# Work required:
Print exactly the lines from the first one down to the line that contains "import React from", both included, and skip the pictures.

# Data provided:
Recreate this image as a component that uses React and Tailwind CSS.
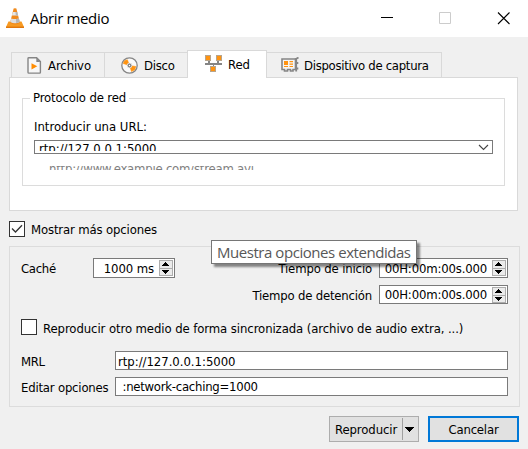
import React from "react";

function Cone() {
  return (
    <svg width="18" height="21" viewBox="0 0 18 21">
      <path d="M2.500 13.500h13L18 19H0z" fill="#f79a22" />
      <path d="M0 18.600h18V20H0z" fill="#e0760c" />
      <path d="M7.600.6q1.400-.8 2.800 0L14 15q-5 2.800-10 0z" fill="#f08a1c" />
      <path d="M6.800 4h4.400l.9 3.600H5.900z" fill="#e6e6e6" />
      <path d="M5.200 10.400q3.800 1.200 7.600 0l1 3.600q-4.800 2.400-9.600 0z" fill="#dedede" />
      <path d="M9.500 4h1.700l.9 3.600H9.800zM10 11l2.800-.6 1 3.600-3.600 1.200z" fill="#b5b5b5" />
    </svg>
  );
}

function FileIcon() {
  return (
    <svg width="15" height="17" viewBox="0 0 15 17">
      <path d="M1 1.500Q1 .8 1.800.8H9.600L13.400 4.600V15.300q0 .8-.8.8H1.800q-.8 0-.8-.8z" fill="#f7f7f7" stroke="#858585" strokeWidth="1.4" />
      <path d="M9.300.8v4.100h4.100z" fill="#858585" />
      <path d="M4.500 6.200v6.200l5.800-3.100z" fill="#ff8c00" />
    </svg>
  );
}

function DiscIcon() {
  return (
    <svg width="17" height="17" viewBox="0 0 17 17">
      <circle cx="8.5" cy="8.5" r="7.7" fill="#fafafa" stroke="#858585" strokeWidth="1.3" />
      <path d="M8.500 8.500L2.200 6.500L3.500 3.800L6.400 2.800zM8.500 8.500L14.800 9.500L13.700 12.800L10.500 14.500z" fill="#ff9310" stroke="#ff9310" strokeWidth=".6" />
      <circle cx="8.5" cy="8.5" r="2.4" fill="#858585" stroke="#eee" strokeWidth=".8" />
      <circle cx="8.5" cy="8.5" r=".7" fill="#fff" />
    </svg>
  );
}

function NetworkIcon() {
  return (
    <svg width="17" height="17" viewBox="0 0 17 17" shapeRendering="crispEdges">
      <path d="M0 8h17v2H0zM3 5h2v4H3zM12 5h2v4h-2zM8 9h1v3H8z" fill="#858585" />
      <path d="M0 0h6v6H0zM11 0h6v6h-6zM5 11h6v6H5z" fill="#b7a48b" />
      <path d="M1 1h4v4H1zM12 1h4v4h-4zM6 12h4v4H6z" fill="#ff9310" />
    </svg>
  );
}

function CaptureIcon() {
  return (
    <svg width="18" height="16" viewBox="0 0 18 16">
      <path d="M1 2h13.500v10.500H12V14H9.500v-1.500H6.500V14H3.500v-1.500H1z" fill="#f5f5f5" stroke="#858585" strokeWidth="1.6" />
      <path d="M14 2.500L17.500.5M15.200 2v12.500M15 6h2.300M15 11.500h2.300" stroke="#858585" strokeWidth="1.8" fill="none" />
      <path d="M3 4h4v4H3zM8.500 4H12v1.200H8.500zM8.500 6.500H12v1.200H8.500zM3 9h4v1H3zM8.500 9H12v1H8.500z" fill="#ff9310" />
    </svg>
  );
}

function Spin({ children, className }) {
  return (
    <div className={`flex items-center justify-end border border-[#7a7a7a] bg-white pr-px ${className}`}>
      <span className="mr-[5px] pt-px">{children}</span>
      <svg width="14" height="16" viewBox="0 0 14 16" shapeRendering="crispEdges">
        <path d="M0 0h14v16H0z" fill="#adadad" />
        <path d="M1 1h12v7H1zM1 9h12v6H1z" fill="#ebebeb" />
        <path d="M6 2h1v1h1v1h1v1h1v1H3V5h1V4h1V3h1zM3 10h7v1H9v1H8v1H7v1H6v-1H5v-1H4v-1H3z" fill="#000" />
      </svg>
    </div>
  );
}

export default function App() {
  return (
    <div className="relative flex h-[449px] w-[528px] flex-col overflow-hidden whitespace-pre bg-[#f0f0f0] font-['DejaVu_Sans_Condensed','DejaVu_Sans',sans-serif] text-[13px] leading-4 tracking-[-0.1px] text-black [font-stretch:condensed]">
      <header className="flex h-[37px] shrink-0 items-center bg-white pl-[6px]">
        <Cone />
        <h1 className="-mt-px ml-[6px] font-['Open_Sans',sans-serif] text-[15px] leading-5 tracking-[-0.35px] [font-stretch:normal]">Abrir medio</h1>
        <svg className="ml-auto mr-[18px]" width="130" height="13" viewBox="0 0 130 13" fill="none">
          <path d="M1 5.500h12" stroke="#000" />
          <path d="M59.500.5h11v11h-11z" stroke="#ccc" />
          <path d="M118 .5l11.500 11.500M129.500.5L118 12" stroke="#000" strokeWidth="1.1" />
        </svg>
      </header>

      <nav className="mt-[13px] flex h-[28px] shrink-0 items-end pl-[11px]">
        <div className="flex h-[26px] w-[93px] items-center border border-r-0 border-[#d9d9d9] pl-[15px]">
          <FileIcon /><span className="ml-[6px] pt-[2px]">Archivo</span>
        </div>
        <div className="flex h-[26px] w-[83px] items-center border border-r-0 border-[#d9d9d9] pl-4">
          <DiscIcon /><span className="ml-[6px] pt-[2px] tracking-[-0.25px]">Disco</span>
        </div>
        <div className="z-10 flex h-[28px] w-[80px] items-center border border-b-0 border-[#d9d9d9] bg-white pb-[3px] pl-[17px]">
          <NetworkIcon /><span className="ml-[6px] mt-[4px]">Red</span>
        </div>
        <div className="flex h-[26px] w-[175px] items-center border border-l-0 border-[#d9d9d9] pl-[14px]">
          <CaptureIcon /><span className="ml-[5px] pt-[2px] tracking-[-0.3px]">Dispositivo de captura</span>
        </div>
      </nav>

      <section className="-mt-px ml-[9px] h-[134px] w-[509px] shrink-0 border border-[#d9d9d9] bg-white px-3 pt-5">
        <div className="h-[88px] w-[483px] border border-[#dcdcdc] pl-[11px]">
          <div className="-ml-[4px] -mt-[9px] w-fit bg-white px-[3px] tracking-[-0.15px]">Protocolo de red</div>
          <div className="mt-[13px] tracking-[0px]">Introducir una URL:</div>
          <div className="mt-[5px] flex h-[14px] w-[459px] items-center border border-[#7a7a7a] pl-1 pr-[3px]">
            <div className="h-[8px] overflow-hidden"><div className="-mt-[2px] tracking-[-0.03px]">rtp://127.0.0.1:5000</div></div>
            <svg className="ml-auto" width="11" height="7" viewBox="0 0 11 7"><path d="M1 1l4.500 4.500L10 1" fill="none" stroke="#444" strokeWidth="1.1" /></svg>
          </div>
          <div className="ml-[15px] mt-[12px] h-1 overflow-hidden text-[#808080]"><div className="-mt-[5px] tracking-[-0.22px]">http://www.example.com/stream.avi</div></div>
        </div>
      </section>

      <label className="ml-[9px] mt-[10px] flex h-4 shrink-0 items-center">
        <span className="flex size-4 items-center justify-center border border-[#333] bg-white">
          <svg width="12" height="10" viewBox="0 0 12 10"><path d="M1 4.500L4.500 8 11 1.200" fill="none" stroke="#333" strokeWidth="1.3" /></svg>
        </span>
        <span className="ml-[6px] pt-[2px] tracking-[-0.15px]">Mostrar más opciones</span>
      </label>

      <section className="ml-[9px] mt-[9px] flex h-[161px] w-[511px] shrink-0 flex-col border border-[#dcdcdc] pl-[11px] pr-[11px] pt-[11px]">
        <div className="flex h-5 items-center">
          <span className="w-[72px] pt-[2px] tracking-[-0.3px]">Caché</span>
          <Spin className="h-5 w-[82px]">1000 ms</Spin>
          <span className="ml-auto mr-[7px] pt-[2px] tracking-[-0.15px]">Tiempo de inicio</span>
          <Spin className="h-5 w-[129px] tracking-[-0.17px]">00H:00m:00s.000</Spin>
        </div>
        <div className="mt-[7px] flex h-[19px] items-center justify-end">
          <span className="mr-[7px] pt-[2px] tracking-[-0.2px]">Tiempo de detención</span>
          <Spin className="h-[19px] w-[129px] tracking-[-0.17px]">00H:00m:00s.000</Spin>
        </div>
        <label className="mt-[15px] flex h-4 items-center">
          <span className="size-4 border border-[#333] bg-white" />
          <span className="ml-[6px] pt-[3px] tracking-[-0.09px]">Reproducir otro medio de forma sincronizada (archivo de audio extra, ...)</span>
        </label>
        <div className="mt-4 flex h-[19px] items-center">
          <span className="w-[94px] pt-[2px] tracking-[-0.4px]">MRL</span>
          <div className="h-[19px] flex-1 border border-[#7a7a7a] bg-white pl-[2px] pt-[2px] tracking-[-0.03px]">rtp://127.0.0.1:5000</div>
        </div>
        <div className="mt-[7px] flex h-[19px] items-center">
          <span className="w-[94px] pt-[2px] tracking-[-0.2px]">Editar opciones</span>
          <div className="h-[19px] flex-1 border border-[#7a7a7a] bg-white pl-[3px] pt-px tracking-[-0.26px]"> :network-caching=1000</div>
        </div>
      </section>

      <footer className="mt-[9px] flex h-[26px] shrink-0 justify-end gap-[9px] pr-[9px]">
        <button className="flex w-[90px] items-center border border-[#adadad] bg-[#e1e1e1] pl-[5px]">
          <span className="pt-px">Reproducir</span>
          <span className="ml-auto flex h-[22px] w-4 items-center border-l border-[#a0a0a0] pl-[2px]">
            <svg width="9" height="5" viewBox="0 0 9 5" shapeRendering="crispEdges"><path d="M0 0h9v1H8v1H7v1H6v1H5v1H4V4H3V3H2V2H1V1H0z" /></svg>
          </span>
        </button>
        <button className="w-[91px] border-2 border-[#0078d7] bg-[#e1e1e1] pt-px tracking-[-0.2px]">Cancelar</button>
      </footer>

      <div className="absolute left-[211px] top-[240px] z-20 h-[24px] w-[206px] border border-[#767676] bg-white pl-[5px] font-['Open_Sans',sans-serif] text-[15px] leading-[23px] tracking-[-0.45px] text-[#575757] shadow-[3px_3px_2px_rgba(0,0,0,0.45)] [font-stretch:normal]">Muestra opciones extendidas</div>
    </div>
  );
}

# Response:
Recreate this image as a component that uses React and Tailwind CSS.
import React from "react";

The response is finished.